Thomas Rawls back to work
- With injuries on the other side of the Philadelphia/Seattle tilt, Thomas Rawls played 40 snaps and netted 14 carries in his return to action. He acquitted himself quite well, with 57 yards on the ground against a stout run D and an additional 31 yards through the air on three receptions (four looks). With C.J. Prosise looking unlikely for the week ahead, he should have plenty of work in Week 12. Alex Collins will be in the mix behind him with Troymaine Pope also banged up. Gamers who hung on to Rawls are set to be rewarded.

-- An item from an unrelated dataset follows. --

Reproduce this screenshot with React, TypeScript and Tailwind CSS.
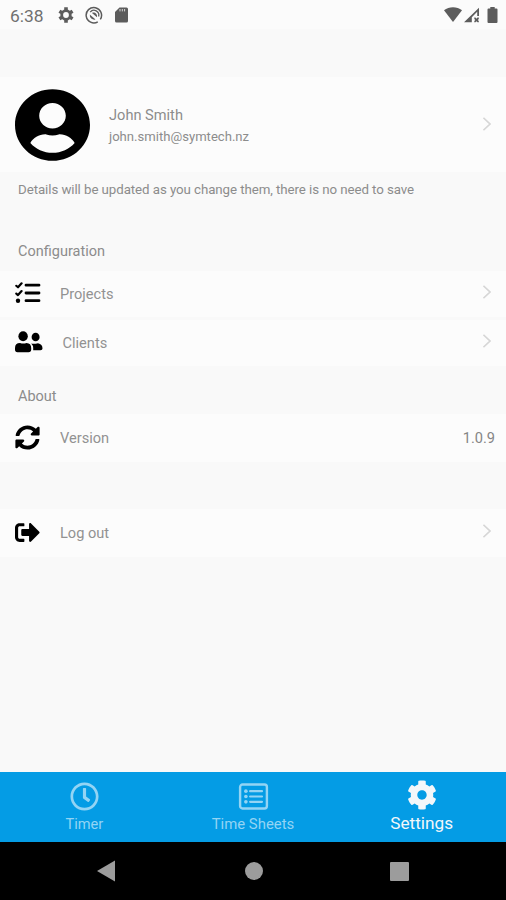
import React from 'react';
import { FaCog, FaRegClock, FaSignOutAlt, FaSyncAlt, FaUserCircle } from 'react-icons/fa';

const Chevron: React.FC = () => (
  <svg className="w-2 h-4 shrink-0" viewBox="0 0 8 16" fill="none" stroke="#d6d6d6" strokeWidth="1.7">
    <path d="M0.4 1.8 L7 8 L0.4 14.2" />
  </svg>
);

const TasksIcon: React.FC = () => (
  <svg className="w-[26px] h-[22px]" viewBox="0 0 26 22" fill="none" stroke="currentColor">
    <path strokeWidth="2.8" strokeLinecap="round" d="M11 3.2H24M11 11H24M11 18.7H24" />
    <path strokeWidth="2.2" strokeLinecap="round" strokeLinejoin="round" d="M1.3 3.8L3 5.3L6.6 1.3M1.3 11.6L3 13.1L6.6 9.1" />
    <circle cx="3" cy="18.7" r="2.2" fill="currentColor" stroke="none" />
  </svg>
);

const PeopleIcon: React.FC = () => (
  <svg className="w-7 h-[22px]" viewBox="0 0 28 22" fill="currentColor">
    <ellipse cx="8.1" cy="5.2" rx="4.7" ry="5" />
    <ellipse cx="20.6" cy="6" rx="4" ry="4.3" />
    <path d="M0 18.5V17Q0 12 5 12Q8.3 13 11.5 12Q16.2 12.2 16.2 17V18.5Q16.2 21.3 13.5 21.3H2.5Q0 21.3 0 18.5z" />
    <path d="M16.2 12.4Q18.5 13.3 23 12.2Q27.5 13 27.5 17.5Q27.5 19.3 25.5 19.3H18.2V17Q18.2 14.3 16.2 12.4z" />
  </svg>
);

const SheetIcon: React.FC = () => (
  <svg className="ml-0.5 w-[31px] h-[27px]" viewBox="0 0 31 28" fill="none" stroke="currentColor">
    <rect x="1.6" y="1.6" width="27.8" height="24.8" rx="2.5" strokeWidth="2.5" />
    <path strokeWidth="2.3" strokeLinecap="round" d="M12 8.5H24.3M12 14H24.3M12 19.5H24.3" />
    <g fill="currentColor" stroke="none">
      <circle cx="7.6" cy="8.5" r="1.9" />
      <circle cx="7.6" cy="14" r="1.9" />
      <circle cx="7.6" cy="19.5" r="1.9" />
    </g>
  </svg>
);

const StatusBar: React.FC = () => (
  <div className="h-[29px] shrink-0 flex items-start bg-[#fbfbfb] text-[#5c5c5c]">
    <span className="ml-2.5 mt-1.5 w-12 text-[17.4px] leading-5 text-[#707070]">6:38</span>
    <svg className="mt-[7px] w-4 h-4" viewBox="0 0 16 16" fill="none" stroke="currentColor">
      <circle cx="8" cy="8" r="4.3" strokeWidth="2.8" />
      <path
        strokeWidth="3.6"
        d="M8 0.3V3M8 13V15.7M1.4 4.2L3.7 5.5M12.3 10.5L14.6 11.8M1.4 11.8L3.7 10.5M12.3 5.5L14.6 4.2"
      />
    </svg>
    <svg className="ml-[11px] mt-1.5 w-[18px] h-[18px]" viewBox="0 0 18 18" fill="none" stroke="currentColor">
      <path d="M12.8 15.8 A7.7 7.7 0 1 1 15.3 13.4" strokeWidth="1.5" />
      <path d="M5.2 6.2 A4.8 4.8 0 0 1 13.6 10.5" strokeWidth="1.3" />
      <path d="M4.8 8.5 A4.6 4.6 0 0 0 10.5 13.5z" fill="currentColor" stroke="none" />
      <path d="M7 7 C9.4 5.6 12.6 8 12 11.2z" fill="currentColor" stroke="none" />
    </svg>
    <svg className="ml-3 mt-[7px] w-[13px] h-4" viewBox="0 0 13 16">
      <path fill="currentColor" d="M4.5 0.5H11.5Q13 0.5 13 2V14Q13 15.5 11.5 15.5H1.5Q0 15.5 0 14V5z" />
      <path stroke="#d8d8d8" strokeWidth="1" d="M5 2v2.4M7.3 2v2.4M9.6 2v2.4" />
    </svg>
    <div className="ml-auto mr-2 mt-[7px] flex">
      <svg className="w-[18px] h-4" viewBox="0 0 18 16" fill="currentColor">
        <path d="M0 3.2 C5 -0.9 13 -0.9 18 3.2 L9 15z" />
      </svg>
      <svg className="ml-0.5 w-4 h-4" viewBox="0 0 16 16" fill="currentColor">
        <path d="M15 0.8 V9 H13.2 V4.8 L7.8 10.2 V15.3 H0z" />
        <path d="M10.3 10.6l1.2 0 1 1.1 1-1.1h1.3v1.3l-1 1 1 1.2v1.2h-1.3l-1-1-1 1h-1.2v-1.2l1-1.2-1-1z" />
      </svg>
      <svg className="ml-[7px] w-[11px] h-4" viewBox="0 0 11 16" fill="currentColor">
        <path d="M3.3 0h4.4v1.5H9.5Q10.5 1.5 10.5 2.5V15Q10.5 16 9.5 16H1.5Q0.5 16 0.5 15V2.5Q0.5 1.5 1.5 1.5H3.3z" />
      </svg>
    </div>
  </div>
);

interface RowProps {
  icon: React.ReactNode;
  label: string;
  labelClass?: string;
  className: string;
  value?: string;
}

const Row: React.FC<RowProps> = ({ icon, label, labelClass = '', className, value }) => (
  <div className={`shrink-0 flex items-center bg-[#fcfcfc] pl-[15px] text-black ${className}`}>
    <div className="w-[45px] shrink-0 pb-0.5">{icon}</div>
    <span className={`text-[14.6px] leading-5 text-[#929292] ${labelClass}`}>{label}</span>
    {value ? (
      <span className="ml-auto mr-[11px] text-[14.6px] leading-5 text-[#858585]">{value}</span>
    ) : (
      <div className="ml-auto mr-[15px] pb-1">
        <Chevron />
      </div>
    )}
  </div>
);

const App: React.FC = () => {
  return (
    <div className="w-full h-[900px] flex flex-col bg-[#f9f9f9] font-['Roboto',sans-serif] overflow-hidden">
      <StatusBar />

      {/* Profile */}
      <div className="mt-[48px] h-[95px] shrink-0 flex items-center bg-[#fcfcfc] pl-[15px]">
        <FaUserCircle className="w-[75px] h-[74px] text-black" preserveAspectRatio="none" />
        <div className="ml-[19px] pt-[3px]">
          <p className="text-[14.6px] leading-[22px] text-[#8c8c8c]">John Smith</p>
          <p className="text-[13.1px] leading-[22px] text-[#8c8c8c]">john.smith@symtech.nz</p>
        </div>
        <div className="ml-auto mr-[15px] pb-0.5">
          <Chevron />
        </div>
      </div>
      <p className="pl-[18px] pt-[9px] h-[71px] shrink-0 text-[13.3px] tracking-[-0.075px] leading-[18px] text-[#8c8c8c]">
        Details will be updated as you change them, there is no need to save
      </p>

      <h2 className="h-[28px] shrink-0 pl-[18px] text-[14.5px] leading-[18px] text-[#8c8c8c]">Configuration</h2>
      <Row className="h-[46px]" icon={<TasksIcon />} label="Projects" />
      <Row className="mt-[3px] h-[46px]" icon={<PeopleIcon />} label="Clients" labelClass="ml-[2.5px]" />
      <h2 className="mt-[22px] h-[26px] shrink-0 pl-[18px] text-[14.5px] leading-[18px] text-[#8c8c8c]">About</h2>
      <Row
        className="h-[48px]"
        icon={<FaSyncAlt className="w-[25px] h-[25px]" />}
        label="Version"
        value="1.0.9"
      />
      <Row
        className="mt-[47px] h-[48px]"
        icon={<FaSignOutAlt className="w-[25px] h-[25px]" />}
        label="Log out"
      />

      {/* Tab bar */}
      <div className="mt-auto h-[70px] shrink-0 grid grid-cols-3 bg-[#049ce5] text-[#93d4f4]">
        <div className="flex flex-col items-center pt-[10px]">
          <FaRegClock className="w-[29px] h-[29px]" />
          <span className="mt-[3px] text-[14.6px] leading-5">Timer</span>
        </div>
        <div className="flex flex-col items-center pt-[11px]">
          <SheetIcon />
          <span className="mt-1 text-[14.9px] leading-5">Time Sheets</span>
        </div>
        <div className="flex flex-col items-center pt-2 text-[#f3f7fa]">
          <FaCog className="w-[30px] h-[30px]" />
          <span className="mt-[3px] text-[17.2px] leading-5">Settings</span>
        </div>
      </div>

      {/* Android navigation */}
      <div className="h-[58px] shrink-0 flex items-center bg-black text-[#9c9c9c]">
        <svg className="ml-[97px] w-[18px] h-[22px]" viewBox="0 0 18 22" fill="currentColor">
          <path d="M18 0.5V21.5L0 11z" />
        </svg>
        <div className="ml-[130px] w-[18px] h-[18px] rounded-full bg-[#9c9c9c]" />
        <div className="ml-[127px] w-[19px] h-[19px] rounded-[1px] bg-[#9c9c9c]" />
      </div>
    </div>
  );
};

export default App;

- The Packers found themselves in a second half hole and reliant on the pass, but it’s not a huge surprise that James Starks finished this game with single digit carries either way. He managed to find the endzone on 5/6 receiving, but without his 31 yard scamper for a score it was an underwhelming day. It isn’t looking like there will be enough volume here to trust Starks as an RB2 or Flex, despite his return as the team’s starting back. Christine Michael should be active in the weeks ahead, as well.
- Elsewhere for the Packers, Jared Cook led the team in targets in his return to the lineup. Jordy Nelson saw a lot of Josh Norman which had an impact on Cook’s workload, no doubt, but he looked good with the ball in his hands and should continue to see significant workloads with the Packers continuing to trail and lean on the pass.
- Matt Jones spent another week on the bench, while Rob Kelley mashed his way to three touchdowns on 24 carries. There simply isn’t much reason for Washington to look elsewhere right now, with the offense rolling.